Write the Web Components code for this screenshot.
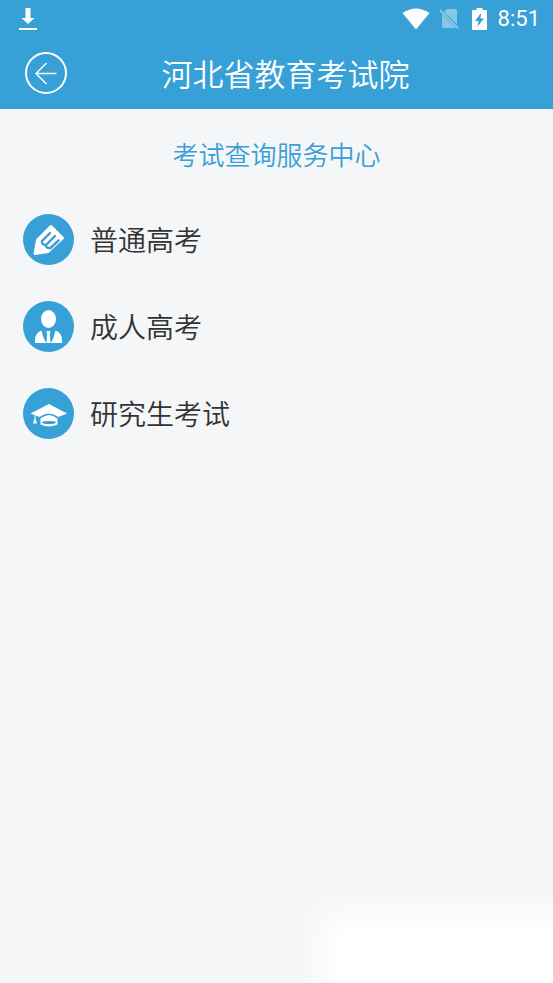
<!DOCTYPE html>
<html lang="zh-CN">
<head>
<meta charset="utf-8">
<meta name="viewport" content="width=device-width, initial-scale=1">
<title>河北省教育考试院</title>
<style>
html, body { margin: 0; min-height: 100%; }
body { background: #f4f6f8; font-family: "Noto Sans CJK SC", sans-serif; }
</style>
</head>
<body>
<exam-app>
  <status-bar slot="status">8:51</status-bar>
  <title-bar slot="header">河北省教育考试院</title-bar>
  <section-heading>考试查询服务中心</section-heading>
  <service-list>
    <service-item icon="pencil">普通高考</service-item>
    <service-item icon="person">成人高考</service-item>
    <service-item icon="cap">研究生考试</service-item>
  </service-list>
</exam-app>
<script>
function define(name, html, setup) {
  const template = document.createElement('template');
  template.innerHTML = html;
  customElements.define(name, class extends HTMLElement {
    constructor() {
      super();
      this.attachShadow({ mode: 'open' }).append(template.content.cloneNode(true));
    }
    connectedCallback() { if (setup) setup(this, this.shadowRoot); }
  });
}

define('exam-app', `
<style>
:host { display: flex; flex-direction: column; position: relative; min-height: 100vh; overflow: hidden; --brand: #37a0d6; }
header { background: var(--brand); color: #fff; }
main { flex: 1; padding: 25px 23px; }
.glow { position: absolute; right: 0; bottom: 0; width: 256px; height: 94px; background: #fff; mask-image: linear-gradient(to right, transparent, #000 48px), linear-gradient(to bottom, transparent, #000 48px); mask-composite: intersect; pointer-events: none; }
</style>
<header><slot name="status"></slot><slot name="header"></slot></header>
<main><slot></slot></main>
<div class="glow"></div>`);

define('status-bar', `
<style>
:host { display: flex; align-items: center; height: 38px; padding: 0 13px 0 18px; font: 400 22px/38px Roboto, sans-serif; }
svg { display: block; fill: currentColor; flex: none; }
.load { margin-right: auto; }
.wifi { margin-right: 9px; }
.sim { margin-right: 12px; opacity: .4; }
.battery { margin-right: 11px; }
</style>
<svg class="load" width="20" height="24" viewBox="0 0 20 24"><path d="M7.500 1h5v10h4L10 17 3.500 11h4zM1 21h18v2H1z"/></svg>
<svg class="wifi" width="28" height="22" viewBox="0 0 28 22"><path d="M.5 5Q14-4 27.500 5L14 21.500z"/></svg>
<svg class="sim" width="21" height="22" viewBox="0 0 21 22"><path d="M8 1h8q2 0 2 2v13L5 4zM3 6l14 14H5q-2 0-2-2z"/><path d="M1 2l18.500 18.500" fill="none" stroke="currentColor" stroke-width="1.800"/></svg>
<svg class="battery" width="15" height="24" viewBox="0 0 15 24"><path fill-rule="evenodd" d="M4.500 1h6v2H14q1 0 1 1v18q0 1-1 1H1q-1 0-1-1V4q0-1 1-1h3.500zM9 6l-6 8h3.500l-1 5.500 6.500-8H8.500z"/></svg>
<slot></slot>`);

define('title-bar', `
<style>
:host { display: flex; align-items: center; box-sizing: border-box; height: 71px; padding: 0 50px 2px 24px; }
button { flex: none; padding: 0; border: 0; background: none; color: inherit; cursor: pointer; }
svg { display: block; }
h1 { flex: 1; margin: 0; font-size: 31px; line-height: 42px; font-weight: 350; text-align: center; }
</style>
<button type="button" aria-label="返回"><svg width="44" height="44" viewBox="0 0 44 44" fill="none" stroke="currentColor"><circle cx="22" cy="22" r="20" stroke-width="2"/><path d="M32.500 22.500H12M22.500 12L12 22.500 22.500 33" stroke-width="1.400"/></svg></button>
<h1><slot></slot></h1>`);

define('section-heading', `
<style>
:host { display: block; }
h2 { margin: 0; color: var(--brand); font-size: 26px; line-height: 40px; font-weight: 350; text-align: center; }
</style>
<h2><slot></slot></h2>`);

define('service-list', `
<style>
:host { display: block; margin-top: 40px; }
nav { display: flex; flex-direction: column; gap: 36px; }
</style>
<nav><slot></slot></nav>`);

const icons = {
  pencil: '<path fill="#fff" stroke="#fff" stroke-width="3" stroke-linejoin="round" d="M28 12.500L39.500 24 25 37.500 12 39.500 14.500 26z"/><path fill="none" stroke="#37a0d6" stroke-width="2.400" stroke-linecap="round" d="M19 27L27 19M23 31L32 22M27.500 34L35.500 26.500M19 27Q18.500 31 23 31Q22.500 34.500 27.500 34"/>',
  person: '<ellipse cx="25.500" cy="18" rx="7.500" ry="9" fill="#fff"/><path fill="#fff" d="M18.500 29.500q2 9 5 12.500H12v-3q0-7 6.500-9.500zM32.500 29.500q-2 9-5 12.500H39v-3q0-7-6.500-9.500zM24 30h3l.5 1.500-.7 1.500.8 9h-4.200l.8-9-.7-1.500z"/>',
  cap: '<path fill="#fff" d="M7.500 25.500L26 16l18 9.500-8.500 3.500q-10-7-19 0zM17.500 30.500q8.500-7 17 0v6q-8.500 4-17 0z"/><ellipse cx="26" cy="34.500" rx="7" ry="1.600" fill="#37a0d6"/><path d="M12 26v8" stroke="#fff"/><path fill="#fff" d="M11.500 31h1l1.500 4.500h-4z"/>'
};
define('service-item', `
<style>
:host { display: block; }
a { display: flex; align-items: center; gap: 16px; color: #333; text-decoration: none; font-size: 28px; font-weight: 350; line-height: 40px; }
span { padding-bottom: 2px; }
svg { display: block; flex: none; }
</style>
<a href="#"><svg width="51" height="51" viewBox="0 0 51 51" aria-hidden="true"><circle cx="25.500" cy="25.500" r="25.500" fill="#37a0d6"/><g></g></svg><span><slot></slot></span></a>`,
(host, root) => { root.querySelector('g').innerHTML = icons[host.getAttribute('icon')]; });
</script>
</body>
</html>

> _Task statement_
Write out the full set of lines verbatim, without the pictures.

> _Worked answer_
Write the Web Components code for this screenshot.
<!DOCTYPE html>
<html lang="zh-CN">
<head>
<meta charset="utf-8">
<meta name="viewport" content="width=device-width, initial-scale=1">
<title>河北省教育考试院</title>
<style>
html, body { margin: 0; min-height: 100%; }
body { background: #f4f6f8; font-family: "Noto Sans CJK SC", sans-serif; }
</style>
</head>
<body>
<exam-app>
  <status-bar slot="status">8:51</status-bar>
  <title-bar slot="header">河北省教育考试院</title-bar>
  <section-heading>考试查询服务中心</section-heading>
  <service-list>
    <service-item icon="pencil">普通高考</service-item>
    <service-item icon="person">成人高考</service-item>
    <service-item icon="cap">研究生考试</service-item>
  </service-list>
</exam-app>
<script>
function define(name, html, setup) {
  const template = document.createElement('template');
  template.innerHTML = html;
  customElements.define(name, class extends HTMLElement {
    constructor() {
      super();
      this.attachShadow({ mode: 'open' }).append(template.content.cloneNode(true));
    }
    connectedCallback() { if (setup) setup(this, this.shadowRoot); }
  });
}

define('exam-app', `
<style>
:host { display: flex; flex-direction: column; position: relative; min-height: 100vh; overflow: hidden; --brand: #37a0d6; }
header { background: var(--brand); color: #fff; }
main { flex: 1; padding: 25px 23px; }
.glow { position: absolute; right: 0; bottom: 0; width: 256px; height: 94px; background: #fff; mask-image: linear-gradient(to right, transparent, #000 48px), linear-gradient(to bottom, transparent, #000 48px); mask-composite: intersect; pointer-events: none; }
</style>
<header><slot name="status"></slot><slot name="header"></slot></header>
<main><slot></slot></main>
<div class="glow"></div>`);

define('status-bar', `
<style>
:host { display: flex; align-items: center; height: 38px; padding: 0 13px 0 18px; font: 400 22px/38px Roboto, sans-serif; }
svg { display: block; fill: currentColor; flex: none; }
.load { margin-right: auto; }
.wifi { margin-right: 9px; }
.sim { margin-right: 12px; opacity: .4; }
.battery { margin-right: 11px; }
</style>
<svg class="load" width="20" height="24" viewBox="0 0 20 24"><path d="M7.500 1h5v10h4L10 17 3.500 11h4zM1 21h18v2H1z"/></svg>
<svg class="wifi" width="28" height="22" viewBox="0 0 28 22"><path d="M.5 5Q14-4 27.500 5L14 21.500z"/></svg>
<svg class="sim" width="21" height="22" viewBox="0 0 21 22"><path d="M8 1h8q2 0 2 2v13L5 4zM3 6l14 14H5q-2 0-2-2z"/><path d="M1 2l18.500 18.500" fill="none" stroke="currentColor" stroke-width="1.800"/></svg>
<svg class="battery" width="15" height="24" viewBox="0 0 15 24"><path fill-rule="evenodd" d="M4.500 1h6v2H14q1 0 1 1v18q0 1-1 1H1q-1 0-1-1V4q0-1 1-1h3.500zM9 6l-6 8h3.500l-1 5.500 6.500-8H8.500z"/></svg>
<slot></slot>`);

define('title-bar', `
<style>
:host { display: flex; align-items: center; box-sizing: border-box; height: 71px; padding: 0 50px 2px 24px; }
button { flex: none; padding: 0; border: 0; background: none; color: inherit; cursor: pointer; }
svg { display: block; }
h1 { flex: 1; margin: 0; font-size: 31px; line-height: 42px; font-weight: 350; text-align: center; }
</style>
<button type="button" aria-label="返回"><svg width="44" height="44" viewBox="0 0 44 44" fill="none" stroke="currentColor"><circle cx="22" cy="22" r="20" stroke-width="2"/><path d="M32.500 22.500H12M22.500 12L12 22.500 22.500 33" stroke-width="1.400"/></svg></button>
<h1><slot></slot></h1>`);

define('section-heading', `
<style>
:host { display: block; }
h2 { margin: 0; color: var(--brand); font-size: 26px; line-height: 40px; font-weight: 350; text-align: center; }
</style>
<h2><slot></slot></h2>`);

define('service-list', `
<style>
:host { display: block; margin-top: 40px; }
nav { display: flex; flex-direction: column; gap: 36px; }
</style>
<nav><slot></slot></nav>`);

const icons = {
  pencil: '<path fill="#fff" stroke="#fff" stroke-width="3" stroke-linejoin="round" d="M28 12.500L39.500 24 25 37.500 12 39.500 14.500 26z"/><path fill="none" stroke="#37a0d6" stroke-width="2.400" stroke-linecap="round" d="M19 27L27 19M23 31L32 22M27.500 34L35.500 26.500M19 27Q18.500 31 23 31Q22.500 34.500 27.500 34"/>',
  person: '<ellipse cx="25.500" cy="18" rx="7.500" ry="9" fill="#fff"/><path fill="#fff" d="M18.500 29.500q2 9 5 12.500H12v-3q0-7 6.500-9.500zM32.500 29.500q-2 9-5 12.500H39v-3q0-7-6.500-9.500zM24 30h3l.5 1.500-.7 1.500.8 9h-4.200l.8-9-.7-1.500z"/>',
  cap: '<path fill="#fff" d="M7.500 25.500L26 16l18 9.500-8.500 3.500q-10-7-19 0zM17.500 30.500q8.500-7 17 0v6q-8.500 4-17 0z"/><ellipse cx="26" cy="34.500" rx="7" ry="1.600" fill="#37a0d6"/><path d="M12 26v8" stroke="#fff"/><path fill="#fff" d="M11.500 31h1l1.500 4.500h-4z"/>'
};
define('service-item', `
<style>
:host { display: block; }
a { display: flex; align-items: center; gap: 16px; color: #333; text-decoration: none; font-size: 28px; font-weight: 350; line-height: 40px; }
span { padding-bottom: 2px; }
svg { display: block; flex: none; }
</style>
<a href="#"><svg width="51" height="51" viewBox="0 0 51 51" aria-hidden="true"><circle cx="25.500" cy="25.500" r="25.500" fill="#37a0d6"/><g></g></svg><span><slot></slot></span></a>`,
(host, root) => { root.querySelector('g').innerHTML = icons[host.getAttribute('icon')]; });
</script>
</body>
</html>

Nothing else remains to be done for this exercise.